Les personnes avec un handicap mental ont quelque part un cœur d'enfant dans des corps d'adultes. C'est leur souffrance. Comment vivre dans un monde où la normalité est la norme ? Où la normalité rime avec travail et réussite ? Ces personnes ont souffert dès le début de leur vie : d'abord, les parents voulaient un bel enfant, destiné à un avenir prometteur. Même s'ils acceptent, il y a chez tout parent un phénomène de déception. Cette déception se transforme en angoisse, laquelle est nourrie par un climat de souffrance et d'humiliation face au regard des autres. Et à l'humiliation s'ajoute un certain dédain réduisant les personnes au fait qu'elles sont « gentilles ». 
Jésus, lui aussi, a été humilié. Il est allé jusqu'au bout même si on ne voulait pas de lui, même si ses amis lui ont dit : « Tu nous as déçus, on croyait que le Messie allait gagner. » Nous avons besoin d'être sauvés car Dieu, qui n'existe qu'en aimant, veut que nous soyons libres. Où se situe la liberté ? Les personnes avec un handicap sont-elles plus libres que les autres ? Je ne sais pas. Mais il y a une simplicité et une ouverture à la relation chez elles qui est unique. Elles nous montrent un chemin de salut sur terre par leur besoin abyssal d'être aimées et ont à nous apprendre à goûter au Royaume, ici et maintenant. Ce Royaume est le cri du pauvre : « Est-ce que tu m'aimes ? », qui entend le cri de Dieu : « J'ai soif de toi. »
La vie est un processus de pertes et de gains. Cela commence dès notre naissance, nous perdons le sein de maman, puis le cocon familial, plus tard des amis, notre travail... Souvent, nous sommes tellement attachés à ces pertes ou petites morts, que nous ne voyons pas le gain derrière. Or, derrière chaque étape, nous avons à découvrir la nouveauté, et c'est ce qui rend la vie si intéressante. La mort, dernière perte avant le grand gain, ne me fait pas peur. Mais si l'on m'annonçait que je mourrais dans 10 jours, je ne sais pas ce que je ressentirais... Aujourd'hui, je suis bien, là, dans mon foyer, avec mes amis et Dieu. J'espère qu'Il est bien avec moi. Je suis heureux avec Patrick, très malade psychiquement, et présent depuis le début à mes côtés. Nous chantons, dansons faisons la fête ensemble. Cela ne veut pas dire qu'il n'y a pas de conflit ni de complexités, mais fondamentalement, notre bonheur partagé est de vivre en communauté, dans un climat aimant et sécurisant.

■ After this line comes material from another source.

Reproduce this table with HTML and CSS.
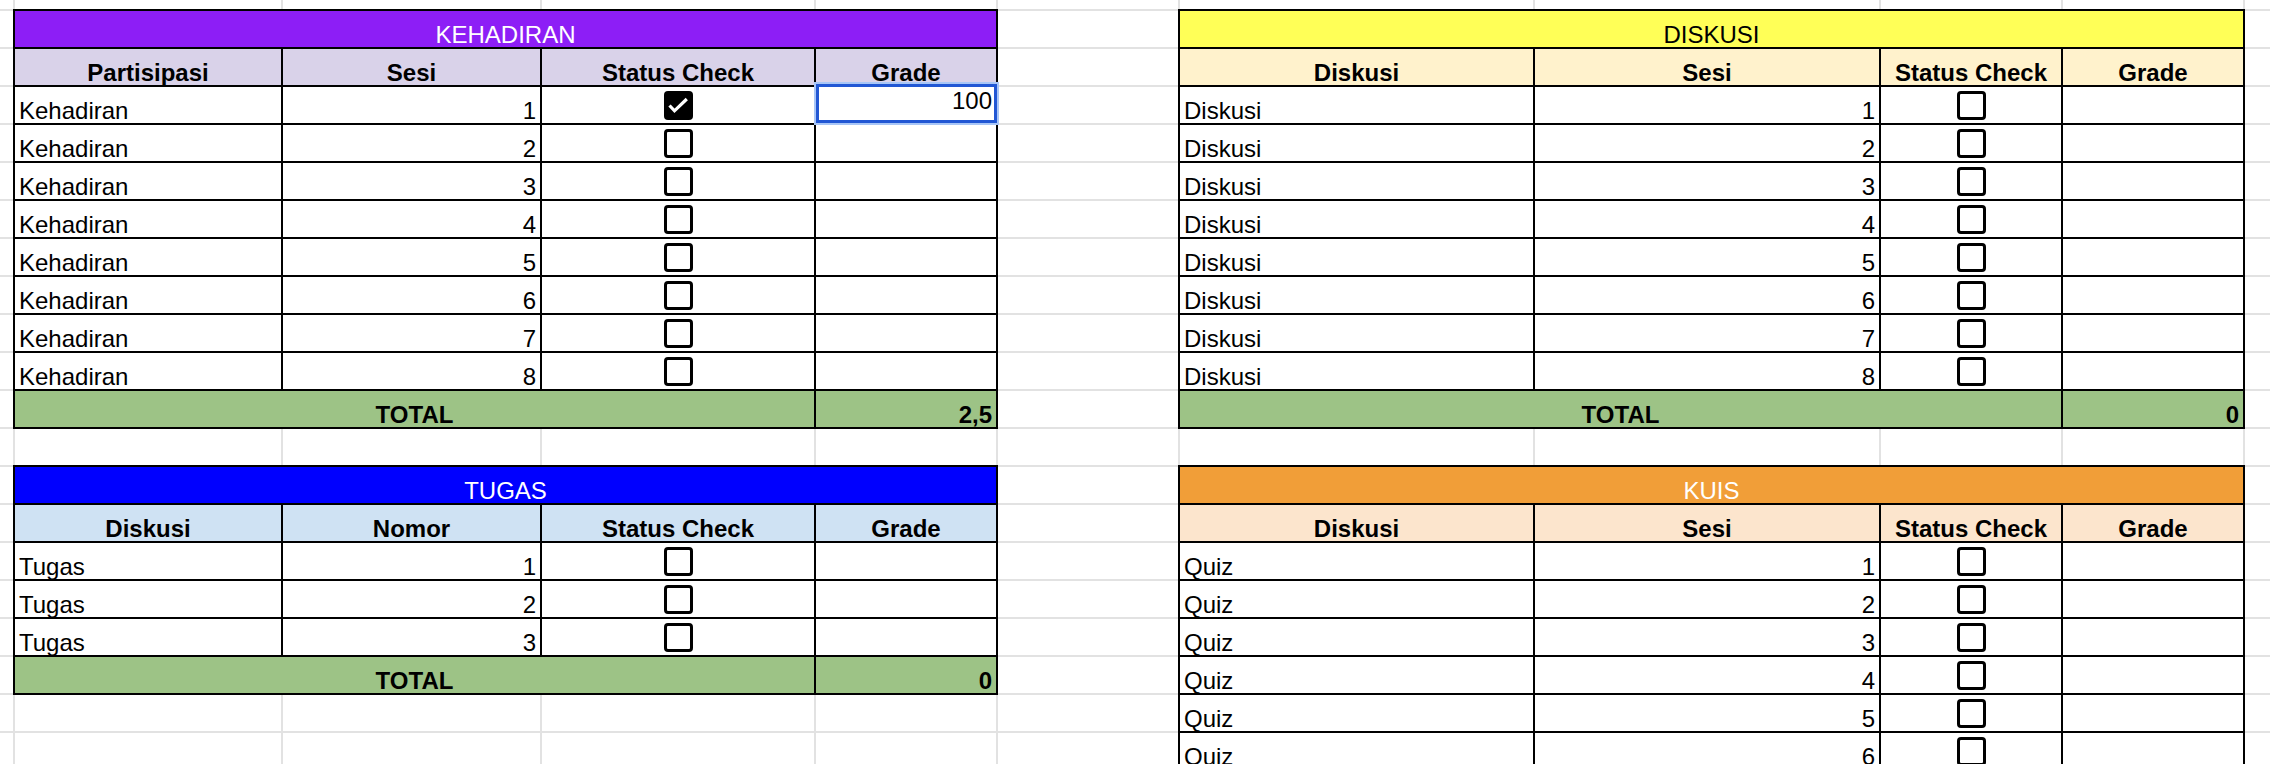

Je ne sais pas si je me suis rapproché de Dieu durant toutes ces années. C'est peut-être Lui qui s'est rapproché de moi... J'ai 88 ans et, comme perspective d'avenir, de devenir de plus en plus fragile et affaibli. Pour le moment, je peux encore donner des conférences, des retraites, et je prends tous mes repas avec mon foyer à l'Arche. Mon espérance, ma foi, est de croire que, plus on s'appauvrit, plus Dieu est présent. Tel est le mystère de l'homme qui, lorsqu'il est faible, peut dire : « J'ai besoin de toi. » Moi, j'ai besoin de Jésus, de l'eucharistie, de ma communauté, de mes amis... Quand j'avais des responsabilités, j'avais besoin de beaucoup de choses, et notamment de réussir face à certains problèmes. Aujourd'hui, c'est plus limité, et, plus j'avance en âge, plus j'ai besoin de sentir que je suis aimé, non pas dans ce que je fais, mais dans ce je suis. C'est ça : plus on devient faible, plus on a besoin de l'autre, plus on découvre que l'on a besoin d'être sauvé. Au plus bas, il n'y a que de l'amour.
Les personnes avec un handicap sont des messagers de Dieu. Qui ose le croire ? Elles m'ont appris à être moi-même, avec mes forces et mes faiblesses, sans chercher à vouloir être autre. « Ne t'inquiète pas maman, Jésus m'aime comme je suis. Je n'ai pas besoin d'être ce que mon oncle voudrait que je sois. » Toute la question est de les aider à être ce qu'elles sont, grâce à la communauté. Être soi revient à dire : je n'ai pas choisi de vivre, je ne vais pas choisir l'heure de la fin, tout est donné par Dieu, je ne suis fondamentalement rien. On n'expérimente sans doute cela totalement qu'à sa mort.